Time change increases heart health risks: doctors

By Alex Karpa

This weekend marks the return to daylight saving time, with the clock moving ahead one hour, but researchers at Winnipeg’s St. Boniface Hospital say switching the time twice a year is bad for heart health.

It’s something we all dread. Whether the clock is springing forward or falling back, it impacts us.

“Unfortunately, it is very concerning. What we’re trying to suggest is that the daylight saving time will be eliminated,” Dr. Inna Rabinovitch-Nikitin, Institute of Cardiovascular Sciences at St. Boniface Hospital Research explained.

“When we disrupt the normal circadian rhythm, it increases the risk for different diseases, including cardiac disease.”

Cardiovascular researchers, like Dr. Rabinovitch-Nikitin are calling for the end of daylight saving time, as new studies conducted show just how bad the biannual change is for people with heart problems.

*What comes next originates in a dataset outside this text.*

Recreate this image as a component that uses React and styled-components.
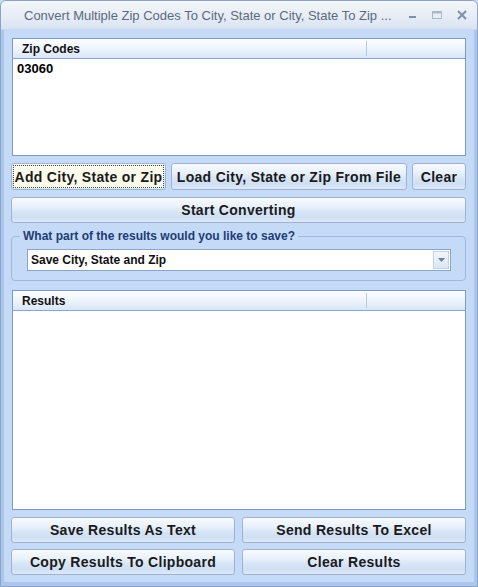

“If you have a genetic mutation in circadian or any disruption to the circadian, it can cause a defect in the quality control processes. That is why when you have a heart attack, the damage is greater, and the outcome is actually worse.”

Studies from the New England Journal of Medicine and the American Academy of Neurology have shown that the risk of heart attacks increases by 24 per cent on the Monday following the switch to DST in the spring, for shift workers, it’s much worse, at 40 per cent.

The risk of stroke increases in the following days of the switch, and sleep deprivation increases workplace accidents.

“So, there’s two things that are happening to us. We are losing an hour of sleep, and we are moving our body clocks away from the sun,” said Dr. Patricia Lakin-Thomas, Biology Professor, York University.

Dr. Lakin-Thomas from York University says because our internal clocks run a bit slow, we rely on dawn light to reset our clock every day so we can be in line with the day and night cycle, but moving the clocks forward impacts that cycle.

“We’re putting ourselves into a chronic jet lag condition whenever we are daylight saving time. Our body is trying to follow the sun, and our social clock is telling us, we have to get up at a time when our body isn’t ready for.”

The Manitoba government said it is looking to do away with the time change after introducing a bill last year. B.C. plans to switch to permanent daylight saving time, but not until the U.S. passes similar legislation.

Rabinovitch-Nikitin believes moving to a permanent standard time would have more positive long-term health outcomes for Canadians.

“Basically, if we stay with the winter time, it means that the dark and light cycles are aligned better with our circadian rhythms,” said Dr. Rabinovitch-Nikitin.

Most of Canada will set clocks forward one hour on Sunday at 2:00 a.m.